ORDERED that the order and judgment is reversed, on the law, with costs, that branch of the appellant's cross motion which was pursuant to CPLR 3211(a)(5) to dismiss the petition as time-barred is granted, and the proceeding is dismissed.
The petitioner commenced the instant proceeding pursuant to CPLR article 78 more than four months after the determination of the Appeals Board of the State of New York, Department of Motor Vehicles (hereinafter the Appeals Board) became final and binding upon her ( see CPLR 217[1]; Matter of Best Payphones, Inc. v.

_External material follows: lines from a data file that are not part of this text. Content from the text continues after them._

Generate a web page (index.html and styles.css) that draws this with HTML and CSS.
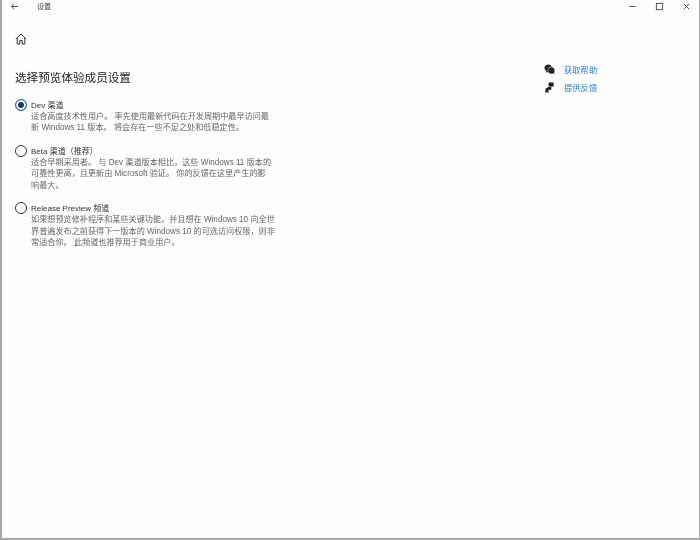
FILE: index.html
```html
<!DOCTYPE html>
<html lang="zh-CN">
<head>
    <meta charset="UTF-8">
    <meta name="viewport" content="width=device-width, initial-scale=1.0">
    <title>设置</title>
    <link rel="stylesheet" href="styles.css">
</head>
<body>
    <div class="window">
        <header class="titlebar">
            <svg class="back-icon" viewBox="0 0 10 10"><path d="M9 5H1.500M4.500 2 1.500 5l3 3"/></svg>
            <span class="app-name">设置</span>
            <div class="window-controls">
                <svg viewBox="0 0 10 10"><path d="M1.500 5h7"/></svg>
                <svg viewBox="0 0 10 10"><rect x="1.500" y="1.500" width="7" height="7"/></svg>
                <svg viewBox="0 0 10 10"><path d="M2 2l6 6M8 2l-6 6"/></svg>
            </div>
        </header>

        <div class="home-row">
            <svg class="home-icon" viewBox="0 0 12 12"><path d="M.8 6 6 1l5.200 5M2.200 5v6h2.600V7.500h2.400V11h2.600V5"/></svg>
        </div>

        <div class="content">
            <main class="main">
                <h1>选择预览体验成员设置</h1>

                <div class="option">
                    <span class="radio selected"></span>
                    <div class="option-text">
                        <div class="option-title">Dev 渠道</div>
                        <p>适合高度技术性用户。 率先使用最新代码在开发周期中最早访问最<br>新 Windows 11 版本。 将会存在一些不足之处和低稳定性。</p>
                    </div>
                </div>

                <div class="option">
                    <span class="radio"></span>
                    <div class="option-text">
                        <div class="option-title">Beta 渠道（推荐）</div>
                        <p>适合早期采用者。 与 Dev 渠道版本相比，这些 Windows 11 版本的<br>可靠性更高，且更新由 Microsoft 验证。 你的反馈在这里产生的影<br>响最大。</p>
                    </div>
                </div>

                <div class="option">
                    <span class="radio"></span>
                    <div class="option-text">
                        <div class="option-title">Release Preview 频道</div>
                        <p>如果想预览修补程序和某些关键功能，并且想在 Windows 10 向全世<br>界普遍发布之前获得下一版本的 Windows 10 的可选访问权限，则非<br>常适合你。 此频道也推荐用于商业用户。</p>
                    </div>
                </div>
            </main>

            <aside class="side">
                <a class="side-link" href="#">
                    <svg viewBox="0 0 12 12">
                        <path class="solid" d="M.5 5a4.200 4.200 0 0 1 8-2A3.800 3.800 0 0 0 4.500 8.500L2.500 9.800l.2-2.300A4 4 0 0 1 .5 5z"/>
                        <circle class="solid" cx="8" cy="7" r="3.500"/>
                        <path class="solid" d="M9.500 9.500l1.700 1.800-.2-3z"/>
                    </svg>
                    <span>获取帮助</span>
                </a>
                <a class="side-link" href="#">
                    <svg viewBox="0 0 12 12">
                        <path class="solid" d="M5 .5h5.500V5H5z"/>
                        <path class="solid" d="M1.500 11.500V8.500C1.500 6.500 4 5.500 6 5.500h2v3H5v3z"/>
                    </svg>
                    <span>提供反馈</span>
                </a>
            </aside>
        </div>
    </div>
</body>
</html>
```

FILE: styles.css
```css
* {
    box-sizing: border-box;
}

body {
    margin: 0;
    background-color: #fff;
    font-family: "Liberation Sans", "Noto Sans CJK SC", sans-serif;
    color: #333;
}

.window {
    height: 540px;
    width: 700px;
    background-color: #fefefe;
    border-left: 2px solid #a8a8a8;
    border-right: 1.500px solid #b0b0b0;
    border-bottom: 2px solid #a8a8a8;
    filter: blur(0.45px);
}

.titlebar {
    display: flex;
    align-items: center;
    height: 12px;
    padding-left: 8px;
}

.titlebar svg {
    fill: none;
    stroke: #444;
    stroke-width: 1;
}

.back-icon {
    width: 9px;
    height: 9px;
}

.app-name {
    margin-left: 18px;
    font-size: 7px;
    color: #444;
}

.window-controls {
    display: flex;
    gap: 18px;
    margin-left: auto;
    margin-right: 8px;
}

.window-controls svg {
    width: 9px;
    height: 9px;
}

.home-row {
    display: flex;
    padding: 21px 0 0 13px;
}

.home-icon {
    width: 12px;
    height: 12px;
    fill: none;
    stroke: #333;
    stroke-width: 1;
}

.content {
    display: flex;
    padding-left: 13px;
}

.main {
    width: 529px;
}

h1 {
    margin: 23px 0 13px;
    font-size: 11.600px;
    line-height: 19px;
    font-weight: 400;
    color: #222;
}

.option {
    display: flex;
    gap: 4px;
    margin-bottom: 12.500px;
}

.radio {
    flex: none;
    width: 12px;
    height: 12px;
    margin-top: -1px;
    border: 1.500px solid #333;
    border-radius: 50%;
    background-color: #fff;
}

.radio.selected {
    border-color: #2a6cb0;
    background-color: #123a6b;
    box-shadow: inset 0 0 0 2px #fff;
}

.option-title {
    font-size: 8px;
    line-height: 11px;
    color: #333;
}

.option-text p {
    margin: 0;
    font-size: 8.150px;
    line-height: 11.250px;
    color: #666;
    white-space: nowrap;
}

.side {
    display: flex;
    flex-direction: column;
    gap: 6px;
    margin-top: 18px;
}

.side-link {
    display: flex;
    align-items: center;
    gap: 9px;
    height: 12px;
    font-size: 8.300px;
    color: #2a7fd0;
    text-decoration: none;
}

.side-link svg {
    width: 11px;
    height: 11px;
}

.solid {
    fill: #222;
    stroke: none;
}
```
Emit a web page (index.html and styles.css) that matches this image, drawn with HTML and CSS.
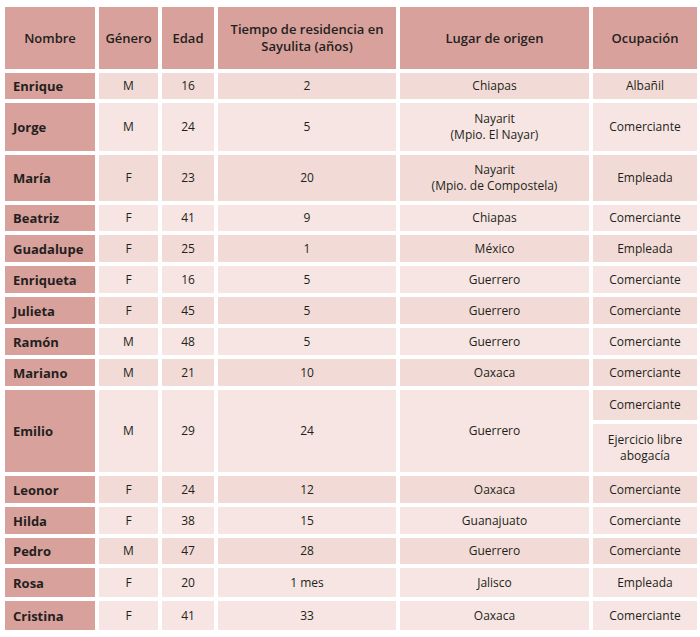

Department of Info. Tech & Telecom. of City of N.Y., 5 N.Y.3d 30, 34, 799 N.Y.S.2d 182, 832 N.E.2d 38). Moreover, contrary to the Supreme Court's determination, the Appeals Board did not create an ambiguity as to whether a final and binding determination had been issued ( see Matter of Carter v. State of N.Y., Exec. Dept., Div. of Parole, 95 N.Y.2d 267, 271, 716 N.Y.S.2d 364, 739 N.E.2d 730; Matter of Hill Park Health Care Ctr., Inc. v. Novello, 12 A.D.3d 1010, 1011–1012, 785 N.Y.S.2d 566). Consequently, the proceeding was time-barred ( see Matter of Cohen v. Suffolk County Bd. of Elections, 83 A.D.3d 1063, 921 N.Y.S.2d 573; Matter of Miritello v. Nassau County, 70 A.D.3d 1041, 893 N.Y.S.2d 899).
In light of our determination, we need not reach the appellant's remaining contention.
RIVERA, J.P., BALKIN, HALL and COHEN, JJ., concur.